Fire On The Hill: The Cowboys of South Central L.A. – Trailer

Gavin Michael Booth took the inaugural Best Director prize for his feature, Last Call, the gripping story of a wrong number with life-saving implications, shot in innovative split-screen and played out in real time.

Best Short was awarded to Jane. Written, directed and produced by Kathryn Prescott (Skins), Jane is the story a young woman suffering from heroin addiction who receives an invite to her estranged 4-year-old daughter’s birthday party.

Audience Award Winners included: The First and the Last Time, an Austrian documentary about supermarket apprentices whose unusual training project is a performance of Romeo and Juliet; Ashes to Ashes, a documentary short about the only living survivor of a lynching; and Colour Code, a music video from prolific TV actress Maria Doyle Kennedy (Outlander, Downton Abbey) that places her real-life daughter inside a personal narrative about keeping her kids safe in a world where the color of their skin could be a trigger for sudden violence.

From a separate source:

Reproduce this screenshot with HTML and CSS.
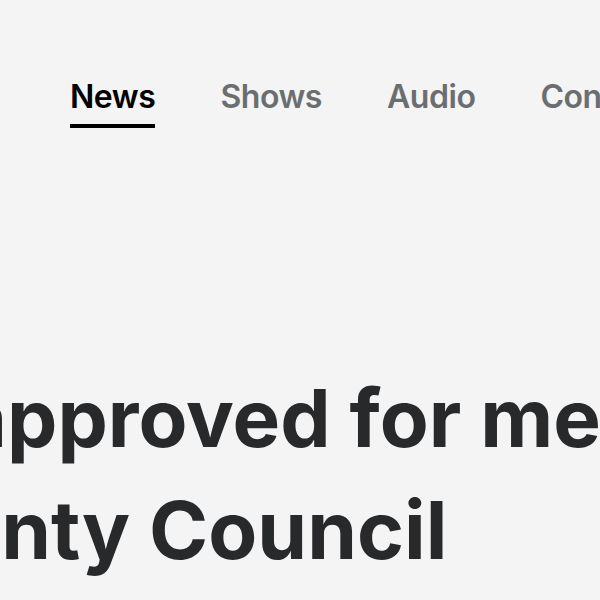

The Portland Film Festival created two new awards for 2019, Best New Director and Best Midnight Feature. Eugene, Ore.-born Tim True won the inaugural Best New Director prize for his feature, Here Awhile. Shot in Portland and tapped as the Festival’s Closing Night film, it’s the story of a terminally ill woman who returns to Oregon to reconnect with her estranged brother while simultaneously making the heart-wrenching choice to end her life under the Death with Dignity Act. Best Midnight Feature went to Crack House of the Dead, director Jason Toler’s retro genre romp about a group of misfits who hunker down in a crack house to survive an onslaught from rampaging zombies.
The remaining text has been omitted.